Find each line with the word "React" and state how many there are, nothing more.

Data segment →
>> Begin

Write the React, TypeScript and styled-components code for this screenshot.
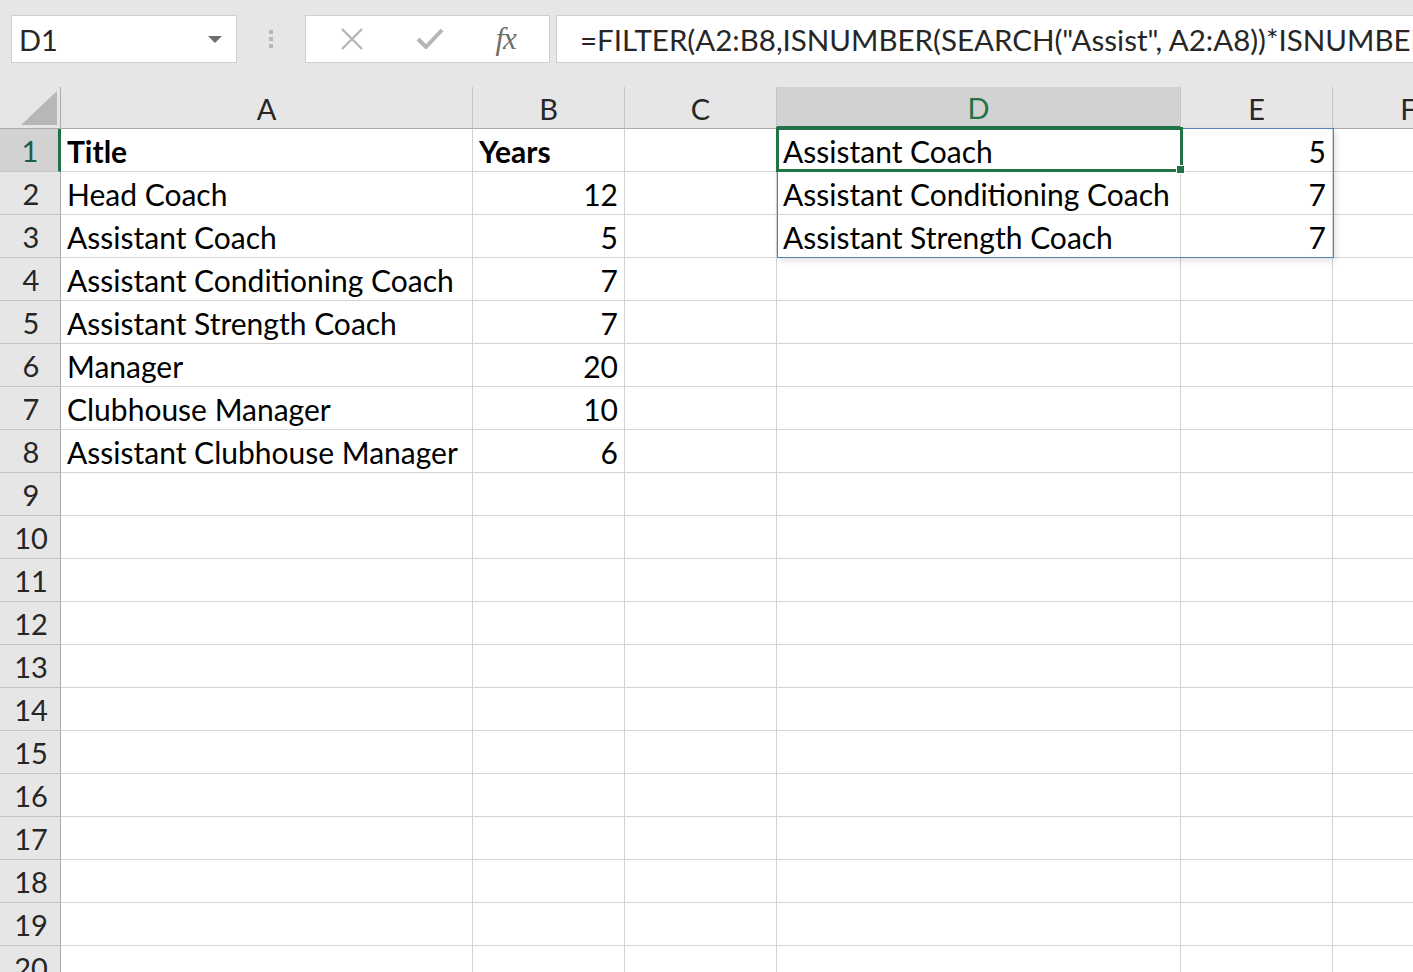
import React from 'react';
import styled, { createGlobalStyle } from 'styled-components';

const GlobalStyle = createGlobalStyle`
  html, body {
    margin: 0;
    padding: 0;
    background: #ffffff;
    overflow: hidden;
  }
  body {
    font-family: Lato, "Open Sans", "Liberation Sans", sans-serif;
  }
`;

const COLS = [
  { key: 'A', width: 412 },
  { key: 'B', width: 152 },
  { key: 'C', width: 152 },
  { key: 'D', width: 404 },
  { key: 'E', width: 152 },
  { key: 'F', width: 152 },
];
const ROW_HEAD = 61;
const HEAD_H = 42;
const ROW_H = 43;
const ROW_COUNT = 20;

type CellValue = { text: string; align?: 'left' | 'right'; bold?: boolean };

const data: Record<string, CellValue> = {
  A1: { text: 'Title', bold: true },
  B1: { text: 'Years', bold: true },
  A2: { text: 'Head Coach' },
  B2: { text: '12', align: 'right' },
  A3: { text: 'Assistant Coach' },
  B3: { text: '5', align: 'right' },
  A4: { text: 'Assistant Conditioning Coach' },
  B4: { text: '7', align: 'right' },
  A5: { text: 'Assistant Strength Coach' },
  B5: { text: '7', align: 'right' },
  A6: { text: 'Manager' },
  B6: { text: '20', align: 'right' },
  A7: { text: 'Clubhouse Manager' },
  B7: { text: '10', align: 'right' },
  A8: { text: 'Assistant Clubhouse Manager' },
  B8: { text: '6', align: 'right' },
  D1: { text: 'Assistant Coach' },
  E1: { text: '5', align: 'right' },
  D2: { text: 'Assistant Conditioning Coach' },
  E2: { text: '7', align: 'right' },
  D3: { text: 'Assistant Strength Coach' },
  E3: { text: '7', align: 'right' },
};

const Page = styled.div`
  width: 100vw;
  height: 100vh;
  overflow: hidden;
  display: flex;
  flex-direction: column;
  background: #ffffff;
`;

const Toolbar = styled.div`
  flex: 0 0 87px;
  display: flex;
  align-items: flex-start;
  padding: 15px 0 0 11px;
  box-sizing: border-box;
  background: #e6e6e6;
`;

const NameBox = styled.div`
  width: 226px;
  height: 48px;
  box-sizing: border-box;
  display: flex;
  align-items: center;
  justify-content: space-between;
  padding: 0 14px 0 7px;
  background: #ffffff;
  border: 1px solid #cfcfcf;
  font-size: 29px;
  color: #262626;
`;

const Caret = styled.span`
  width: 0;
  height: 0;
  border-left: 7px solid transparent;
  border-right: 7px solid transparent;
  border-top: 7px solid #6f6f6f;
`;

const Grip = styled.div`
  width: 68px;
  height: 48px;
  display: flex;
  flex-direction: column;
  align-items: center;
  justify-content: center;
  gap: 3px;
  span {
    width: 4px;
    height: 4px;
    background: #b8b8b8;
  }
`;

const FormulaButtons = styled.div`
  width: 245px;
  height: 48px;
  box-sizing: border-box;
  display: flex;
  align-items: center;
  justify-content: space-around;
  padding: 0 8px;
  background: #ffffff;
  border: 1px solid #cfcfcf;
`;

const Fx = styled.span`
  font-family: "Liberation Serif", "DejaVu Serif", serif;
  font-style: italic;
  font-size: 31px;
  color: #6e6e6e;
  letter-spacing: -1px;
`;

const FormulaInput = styled.div`
  flex: 1;
  height: 48px;
  margin-left: 6px;
  box-sizing: border-box;
  display: flex;
  align-items: center;
  padding-left: 23px;
  background: #ffffff;
  border: 1px solid #cfcfcf;
  border-right: none;
  font-size: 29.5px;
  color: #262626;
  white-space: nowrap;
  overflow: hidden;
`;

const SheetArea = styled.div`
  position: relative;
  flex: 1;
`;

const Grid = styled.div`
  display: grid;
  grid-template-columns: ${ROW_HEAD}px ${COLS.map((c) => `${c.width}px`).join(' ')};
  grid-template-rows: ${HEAD_H}px repeat(${ROW_COUNT}, ${ROW_H}px);
`;

const Corner = styled.div`
  position: relative;
  background: #e6e6e6;
  border-right: 1px solid #ababab;
  border-bottom: 1px solid #ababab;
  box-sizing: border-box;
  svg {
    position: absolute;
    right: 3px;
    bottom: 3px;
  }
`;

const ColHead = styled.div<{ $selected?: boolean }>`
  display: flex;
  align-items: center;
  justify-content: center;
  box-sizing: border-box;
  padding-top: 2px;
  background: ${({ $selected }) => ($selected ? '#d2d2d2' : '#e6e6e6')};
  border-right: 1px solid #c4c4c4;
  border-bottom: ${({ $selected }) => ($selected ? '3px solid #217346' : '1px solid #ababab')};
  font-size: 29px;
  color: ${({ $selected }) => ($selected ? '#217346' : '#262626')};
`;

const RowHead = styled.div<{ $selected?: boolean }>`
  display: flex;
  align-items: center;
  justify-content: center;
  box-sizing: border-box;
  padding-left: 2px;
  background: ${({ $selected }) => ($selected ? '#d2d2d2' : '#e6e6e6')};
  border-right: ${({ $selected }) => ($selected ? '3px solid #217346' : '1px solid #ababab')};
  border-bottom: 1px solid #c4c4c4;
  font-size: 29px;
  color: ${({ $selected }) => ($selected ? '#1e5d48' : '#262626')};
`;

const Cell = styled.div<{ $align?: 'left' | 'right'; $bold?: boolean }>`
  display: flex;
  align-items: center;
  justify-content: ${({ $align }) => ($align === 'right' ? 'flex-end' : 'flex-start')};
  box-sizing: border-box;
  padding: 2px 6px 0 6px;
  border-right: 1px solid #d4d4d4;
  border-bottom: 1px solid #d4d4d4;
  font-size: 30px;
  font-weight: ${({ $bold }) => ($bold ? 700 : 400)};
  color: #000000;
  white-space: nowrap;
  overflow: visible;
`;

const SpillRange = styled.div`
  position: absolute;
  box-sizing: border-box;
  border: 1px solid #5a7fb4;
  box-shadow: 2px 3px 6px rgba(0, 0, 0, 0.12);
  pointer-events: none;
`;

const ActiveCell = styled.div`
  position: absolute;
  box-sizing: border-box;
  border: 3px solid #217346;
  pointer-events: none;
`;

const FillHandle = styled.div`
  position: absolute;
  right: -5px;
  bottom: -5px;
  width: 7px;
  height: 7px;
  background: #217346;
  border: 1px solid #ffffff;
`;

function colLeft(index: number) {
  return ROW_HEAD + COLS.slice(0, index).reduce((sum, c) => sum + c.width, 0);
}

function App() {
  const rows = Array.from({ length: ROW_COUNT }, (_, i) => i + 1);
  const dIndex = 3;
  const spillLeft = colLeft(dIndex);
  const spillWidth = COLS[3].width + COLS[4].width;

  return (
    <Page>
      <GlobalStyle />
      <Toolbar>
        <NameBox>
          D1
          <Caret />
        </NameBox>
        <Grip>
          <span />
          <span />
          <span />
        </Grip>
        <FormulaButtons>
          <svg width="26" height="26" viewBox="0 0 26 26">
            <path d="M3 3 L23 23 M23 3 L3 23" stroke="#b5b5b5" strokeWidth="2.4" fill="none" />
          </svg>
          <svg width="30" height="26" viewBox="0 0 30 26">
            <path d="M3 13 L11 21 L27 4" stroke="#b5b5b5" strokeWidth="4" fill="none" strokeLinejoin="round" />
          </svg>
          <Fx>fx</Fx>
        </FormulaButtons>
        <FormulaInput>
          =FILTER(A2:B8,ISNUMBER(SEARCH("Assist", A2:A8))*ISNUMBER(SEARCH("Coach", A2:A8)))
        </FormulaInput>
      </Toolbar>
      <SheetArea>
        <Grid>
          <Corner>
            <svg width="36" height="34" viewBox="0 0 36 34">
              <polygon points="36,0 36,34 0,34" fill="#b7b7b7" />
            </svg>
          </Corner>
          {COLS.map((c) => (
            <ColHead key={c.key} $selected={c.key === 'D'}>
              {c.key}
            </ColHead>
          ))}
          {rows.map((r) => (
            <React.Fragment key={r}>
              <RowHead $selected={r === 1}>{r}</RowHead>
              {COLS.map((c) => {
                const v = data[`${c.key}${r}`];
                return (
                  <Cell key={c.key} $align={v?.align} $bold={v?.bold}>
                    {v?.text}
                  </Cell>
                );
              })}
            </React.Fragment>
          ))}
        </Grid>
        <SpillRange
          style={{ left: spillLeft, top: HEAD_H - 1, width: spillWidth + 1, height: ROW_H * 3 + 1 }}
        />
        <ActiveCell
          style={{ left: spillLeft - 1, top: HEAD_H - 2, width: COLS[3].width + 3, height: ROW_H + 2 }}
        >
          <FillHandle />
        </ActiveCell>
      </SheetArea>
    </Page>
  );
}

export default App;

>> End

Reply → 4